Levels of ML Ops Maturity
ML Ops maturity level is defined by the level of automation available on the data and machine learning model pipelines.
ML Ops objective is to build completely automated data and model pipelines for all of the machine learning workflow steps without any manual intervention.
Maturity Level 0:
- All ML processes for building and deploying ML models are manual. Every step is executed manually, and the transition to the next process is also manual.
- As the process is manual, there are fewer deployments to production.
- No active performance monitoring of models deployed to production
Maturity Level 1:
- In Level 1 maturity, we perform continuous training of the model by automating the ML pipeline.

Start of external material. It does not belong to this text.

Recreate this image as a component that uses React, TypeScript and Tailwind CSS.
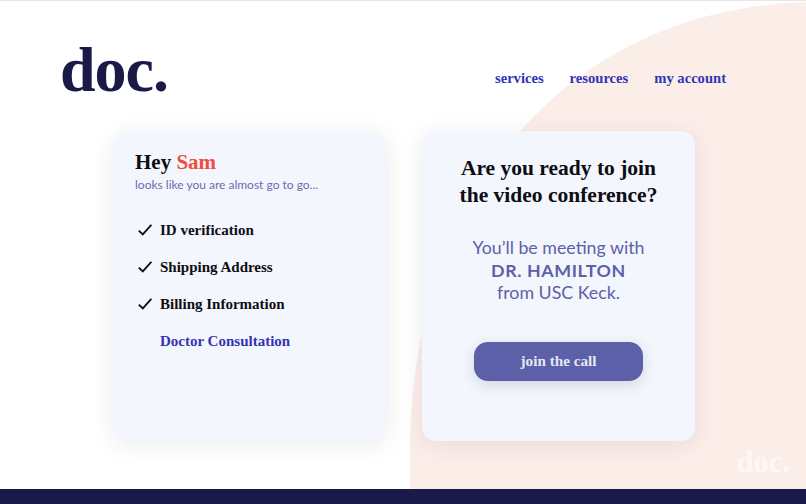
import React from 'react';

const serif = "font-['Liberation_Serif',serif] font-bold";
const futura = "font-['Lato','Noto_Sans',sans-serif]";

const CheckMark = () => (
  <svg viewBox="0 0 14 12" className="w-[14px] h-[12px] shrink-0">
    <path d="M0.8 6.6 L4.8 10.4 L13.4 0.8" fill="none" stroke="#0d0d12" strokeWidth="1.9" />
  </svg>
);

const steps = [
  { label: 'ID verification', done: true },
  { label: 'Shipping Address', done: true },
  { label: 'Billing Information', done: true },
  { label: 'Doctor Consultation', done: false },
];

const App: React.FC = () => {
  return (
    <div className="relative w-[806px] h-[504px] overflow-hidden bg-white flex flex-col border-t border-[#e6e6e6]">
      {/* peach background shape */}
      <svg viewBox="0 0 806 504" className="absolute left-0 top-[-1px] w-[806px] h-[504px]">
        <path d="M410 489 L410 440 C415 200 560 10 806 2 L806 489 Z" fill="#fbeee9" />
      </svg>

      <header className="relative flex items-center justify-between pl-[60px] pr-[80px] h-[130px]">
        <div className={`${serif} text-[64px] leading-none text-[#1a1947] tracking-[-1px] mt-[8px]`}>doc.</div>
        <nav className={`${serif} flex gap-[26px] text-[14.6px] text-[#3333b5] mt-[26px]`}>
          <span>services</span>
          <span>resources</span>
          <span>my account</span>
        </nav>
      </header>

      <main className="relative flex-1 flex gap-[35px] pl-[113px]">
        <section className="w-[274px] h-[310px] bg-[#f3f6fc] rounded-[16px] shadow-[0_4px_24px_rgba(40,40,80,0.09)] pl-[22px] pt-[17px]">
          <h2 className={`${serif} text-[21px] leading-[28px] text-[#0d0d12]`}>
            Hey <span className="text-[#ef4c3f]">Sam</span>
          </h2>
          <p className={`${futura} text-[12px] leading-[16px] text-[#6a6db5] mt-[1px]`}>
            looks like you are almost go to go...
          </p>
          <ul className="mt-[27px] flex flex-col gap-[17px]">
            {steps.map((step) => (
              <li key={step.label} className="flex items-center h-[20px]">
                <span className="w-[25px] pl-[3px] flex">{step.done && <CheckMark />}</span>
                <span className={`${serif} text-[15px] leading-[20px] ${step.done ? 'text-[#0d0d12]' : 'text-[#3333b5]'}`}>
                  {step.label}
                </span>
              </li>
            ))}
          </ul>
        </section>

        <section className="w-[273px] h-[310px] bg-[#f3f6fc] rounded-[14px] shadow-[0_4px_24px_rgba(40,40,80,0.09)] flex flex-col items-center pt-[24px]">
          <h2 className={`${serif} text-[21.5px] leading-[27px] text-[#0d0d12] text-center`}>
            Are you ready to join<br />the video conference?
          </h2>
          <p className={`${futura} text-[17.8px] leading-[22.5px] text-[#5c60a9] text-center mt-[27px]`}>
            You’ll be meeting with<br />
            <strong className="font-bold tracking-[0.6px]">DR. HAMILTON</strong><br />
            from USC Keck.
          </p>
          <button className={`${serif} mt-[38px] w-[169px] h-[39px] rounded-[14px] bg-[#5b60a8] text-[#e6e7f4] text-[15.2px] shadow-[0_4px_14px_rgba(50,50,100,0.16)]`}>
            join the call
          </button>
        </section>
      </main>

      <div className={`${serif} absolute right-[16px] bottom-[27px] text-[30.5px] leading-none text-white/60`}>doc.</div>

      <footer className="relative h-[15px] bg-[#1a1947]" />
    </div>
  );
};

export default App;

- Enables continuous delivery of model for prediction with either a change in the data or change in the model
- Code is modularized and version-controlled enabling reproducibility between development and production environment.
Maturity Level 2:
- Continuous training of the model by automating the ML pipeline
- Has automated CI/CD system for rapid innovation and experimentation around feature engineering, model architecture, and hyperparameters
- As the process for building the models, testing and evaluation, and deploying the new pipeline components are fully automated, daily to hourly deployments across multiple locations are enabled.
- Live-Monitoring of the models in production can trigger the re-training of the model if the performance of the model degrades.
Conclusion:
Ml Ops is a discipline that interweaves Machine Learning, Data Engineering, and Dev Ops to build automated ML pipelines for Continuous Training and CI/CD to manage the full ML lifecycle effectively. ML Ops help create repeatable and reusable ML Workflow to ensure rapid innovation, consistent model training, maintenance, and deployment to production.